GOAL OF THE EXERCISE
Count lines holding the string "TypeScript" in the data that follows. Reply with one number only.

STORED ROWS
================================
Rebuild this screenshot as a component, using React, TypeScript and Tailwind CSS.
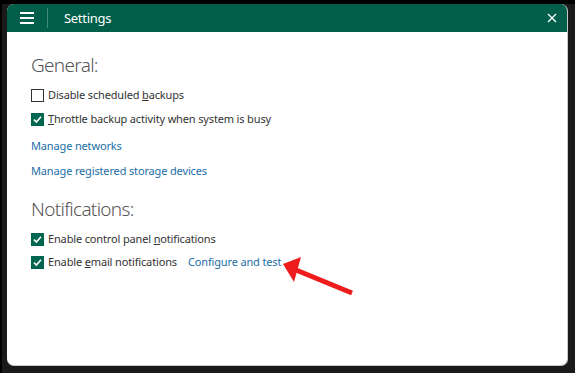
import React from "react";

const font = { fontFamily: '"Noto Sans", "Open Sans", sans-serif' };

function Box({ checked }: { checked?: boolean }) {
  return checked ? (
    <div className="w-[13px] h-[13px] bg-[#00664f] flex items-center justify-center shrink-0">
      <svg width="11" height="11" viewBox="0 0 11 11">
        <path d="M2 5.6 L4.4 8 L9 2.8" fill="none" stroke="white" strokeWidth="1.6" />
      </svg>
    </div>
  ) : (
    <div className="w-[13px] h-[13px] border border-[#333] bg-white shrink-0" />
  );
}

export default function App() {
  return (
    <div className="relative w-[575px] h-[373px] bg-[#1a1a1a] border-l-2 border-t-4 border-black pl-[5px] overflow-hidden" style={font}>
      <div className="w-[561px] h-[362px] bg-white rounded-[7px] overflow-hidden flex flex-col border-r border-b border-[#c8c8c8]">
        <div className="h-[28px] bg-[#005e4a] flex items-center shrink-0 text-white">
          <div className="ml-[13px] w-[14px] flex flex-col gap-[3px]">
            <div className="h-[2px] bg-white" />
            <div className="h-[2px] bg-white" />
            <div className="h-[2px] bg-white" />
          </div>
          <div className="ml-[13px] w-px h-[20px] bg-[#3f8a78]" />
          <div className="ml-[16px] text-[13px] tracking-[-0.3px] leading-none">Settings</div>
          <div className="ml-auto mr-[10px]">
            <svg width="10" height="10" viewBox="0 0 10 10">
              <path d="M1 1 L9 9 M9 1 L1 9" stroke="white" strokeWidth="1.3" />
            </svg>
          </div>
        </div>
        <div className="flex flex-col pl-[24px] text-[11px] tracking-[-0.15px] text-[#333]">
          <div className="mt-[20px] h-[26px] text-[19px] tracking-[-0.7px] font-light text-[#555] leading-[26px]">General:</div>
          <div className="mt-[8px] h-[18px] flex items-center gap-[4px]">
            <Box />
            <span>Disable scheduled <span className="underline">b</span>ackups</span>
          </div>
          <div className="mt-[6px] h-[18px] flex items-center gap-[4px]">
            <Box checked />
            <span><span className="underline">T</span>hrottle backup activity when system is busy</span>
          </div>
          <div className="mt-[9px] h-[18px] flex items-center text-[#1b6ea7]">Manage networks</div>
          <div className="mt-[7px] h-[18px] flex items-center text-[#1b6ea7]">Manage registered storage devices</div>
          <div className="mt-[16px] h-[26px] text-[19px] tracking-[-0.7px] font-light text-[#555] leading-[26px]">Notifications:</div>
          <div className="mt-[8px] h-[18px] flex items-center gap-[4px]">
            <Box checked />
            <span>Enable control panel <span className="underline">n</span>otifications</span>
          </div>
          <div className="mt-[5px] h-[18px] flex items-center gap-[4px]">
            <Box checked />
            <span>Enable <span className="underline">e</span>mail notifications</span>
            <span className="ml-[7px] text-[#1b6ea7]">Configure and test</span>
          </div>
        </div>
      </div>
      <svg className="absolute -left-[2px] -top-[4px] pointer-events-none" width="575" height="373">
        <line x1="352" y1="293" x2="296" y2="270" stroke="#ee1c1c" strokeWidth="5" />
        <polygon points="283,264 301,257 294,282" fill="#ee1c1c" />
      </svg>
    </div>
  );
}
================================
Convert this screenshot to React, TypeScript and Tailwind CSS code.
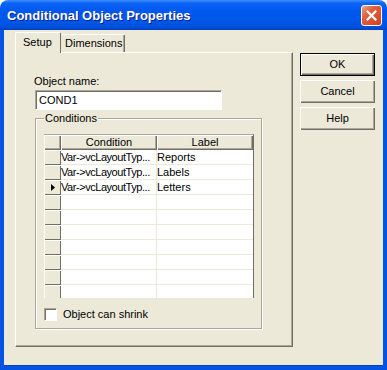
================================
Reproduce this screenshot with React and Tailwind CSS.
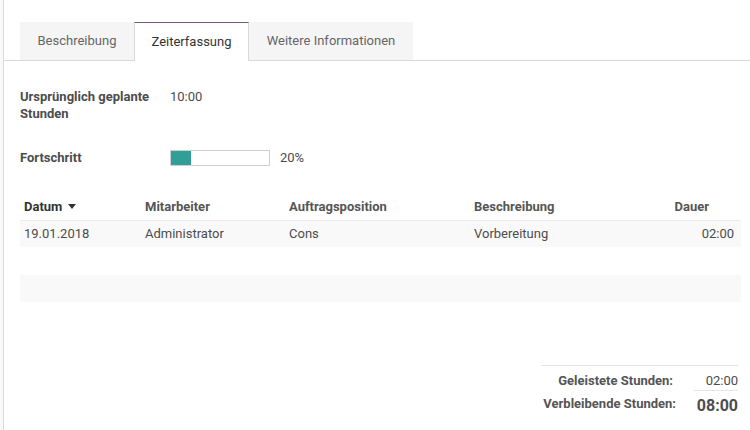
================================
EXERCISE ANSWER
2